> **Short task**
Retype all of the listing exactly, passing over any picture you find.

> **Raw data**
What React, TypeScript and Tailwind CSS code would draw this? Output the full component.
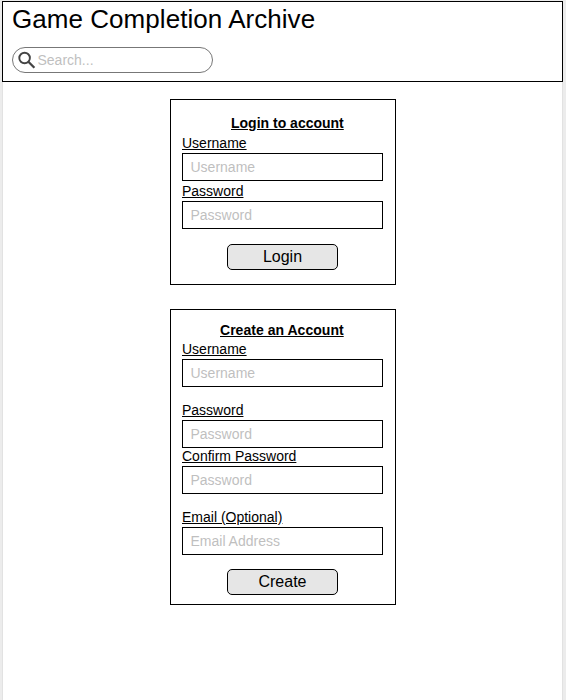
type FieldProps = { label: string; placeholder: string; className?: string };

function Field({ label, placeholder, className = "" }: FieldProps) {
  return (
    <label className={`block ${className}`}>
      <span className="block h-5 text-sm leading-5 underline">{label}</span>
      <input
        placeholder={placeholder}
        className="block h-7 w-[201px] border border-black bg-white px-[7.5px] text-sm outline-none placeholder:text-[#bfbfbf]"
      />
    </label>
  );
}

function SubmitButton({ text, className }: { text: string; className: string }) {
  return (
    <button
      type="button"
      className={`ml-[45px] block h-[26px] w-[111px] rounded-[5px] border border-black bg-[#e6e6e6] text-base leading-6 ${className}`}
    >
      {text}
    </button>
  );
}

export default function App() {
  return (
    <div className="h-[700px] w-[566px] overflow-hidden bg-[#ececec] pl-0.5 pt-px font-['Liberation_Sans',Arial,sans-serif] text-black">
      <div className="h-full w-[561px] border-x border-[#e2e2e2] bg-white">
        <header className="-mx-px h-[81px] border border-black pl-[9px]">
          <h1 className="h-[45px] pt-px text-[26px] leading-8 tracking-[0.05px]">Game Completion Archive</h1>
          <div className="flex h-[26px] w-[201px] items-center rounded-full border border-[#777] bg-white pl-[5px]">
            <svg className="h-[18px] w-[18px] shrink-0" viewBox="0 0 18 18" fill="none" stroke="#444">
              <circle cx="6.6" cy="7" r="5.3" strokeWidth="1.9" />
              <path d="M10.4 10.8L16.4 16.8" strokeWidth="2.3" />
            </svg>
            <input
              placeholder="Search..."
              className="ml-[1.5px] w-[150px] text-sm leading-5 outline-none placeholder:text-[#bfbfbf]"
            />
          </div>
        </header>
        <main className="pl-[167px] pt-[17px]">
          <section className="h-[186px] w-[226px] border border-black pl-[11px] pt-[13px]">
            <h2 className="h-5 pl-[49px] text-sm font-bold leading-5 underline">Login to account</h2>
            <Field label="Username" placeholder="Username" />
            <Field label="Password" placeholder="Password" />
            <SubmitButton text="Login" className="mt-[15px]" />
          </section>
          <section className="mt-6 h-[296px] w-[226px] border border-black pl-[11px] pt-[10px]">
            <h2 className="h-[19px] pl-[38px] text-sm font-bold leading-5 tracking-[0.03px] underline">Create an Account</h2>
            <Field label="Username" placeholder="Username" />
            <Field label="Password" placeholder="Password" className="mt-[13px]" />
            <Field label="Confirm Password" placeholder="Password" className="-mt-0.5" />
            <Field label="Email (Optional)" placeholder="Email Address" className="mt-[13px]" />
            <SubmitButton text="Create" className="mt-[14px]" />
          </section>
        </main>
      </div>
    </div>
  );
}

> **Response to the task**
What React, TypeScript and Tailwind CSS code would draw this? Output the full component.
type FieldProps = { label: string; placeholder: string; className?: string };

function Field({ label, placeholder, className = "" }: FieldProps) {
  return (
    <label className={`block ${className}`}>
      <span className="block h-5 text-sm leading-5 underline">{label}</span>
      <input
        placeholder={placeholder}
        className="block h-7 w-[201px] border border-black bg-white px-[7.5px] text-sm outline-none placeholder:text-[#bfbfbf]"
      />
    </label>
  );
}

function SubmitButton({ text, className }: { text: string; className: string }) {
  return (
    <button
      type="button"
      className={`ml-[45px] block h-[26px] w-[111px] rounded-[5px] border border-black bg-[#e6e6e6] text-base leading-6 ${className}`}
    >
      {text}
    </button>
  );
}

export default function App() {
  return (
    <div className="h-[700px] w-[566px] overflow-hidden bg-[#ececec] pl-0.5 pt-px font-['Liberation_Sans',Arial,sans-serif] text-black">
      <div className="h-full w-[561px] border-x border-[#e2e2e2] bg-white">
        <header className="-mx-px h-[81px] border border-black pl-[9px]">
          <h1 className="h-[45px] pt-px text-[26px] leading-8 tracking-[0.05px]">Game Completion Archive</h1>
          <div className="flex h-[26px] w-[201px] items-center rounded-full border border-[#777] bg-white pl-[5px]">
            <svg className="h-[18px] w-[18px] shrink-0" viewBox="0 0 18 18" fill="none" stroke="#444">
              <circle cx="6.6" cy="7" r="5.3" strokeWidth="1.9" />
              <path d="M10.4 10.8L16.4 16.8" strokeWidth="2.3" />
            </svg>
            <input
              placeholder="Search..."
              className="ml-[1.5px] w-[150px] text-sm leading-5 outline-none placeholder:text-[#bfbfbf]"
            />
          </div>
        </header>
        <main className="pl-[167px] pt-[17px]">
          <section className="h-[186px] w-[226px] border border-black pl-[11px] pt-[13px]">
            <h2 className="h-5 pl-[49px] text-sm font-bold leading-5 underline">Login to account</h2>
            <Field label="Username" placeholder="Username" />
            <Field label="Password" placeholder="Password" />
            <SubmitButton text="Login" className="mt-[15px]" />
          </section>
          <section className="mt-6 h-[296px] w-[226px] border border-black pl-[11px] pt-[10px]">
            <h2 className="h-[19px] pl-[38px] text-sm font-bold leading-5 tracking-[0.03px] underline">Create an Account</h2>
            <Field label="Username" placeholder="Username" />
            <Field label="Password" placeholder="Password" className="mt-[13px]" />
            <Field label="Confirm Password" placeholder="Password" className="-mt-0.5" />
            <Field label="Email (Optional)" placeholder="Email Address" className="mt-[13px]" />
            <SubmitButton text="Create" className="mt-[14px]" />
          </section>
        </main>
      </div>
    </div>
  );
}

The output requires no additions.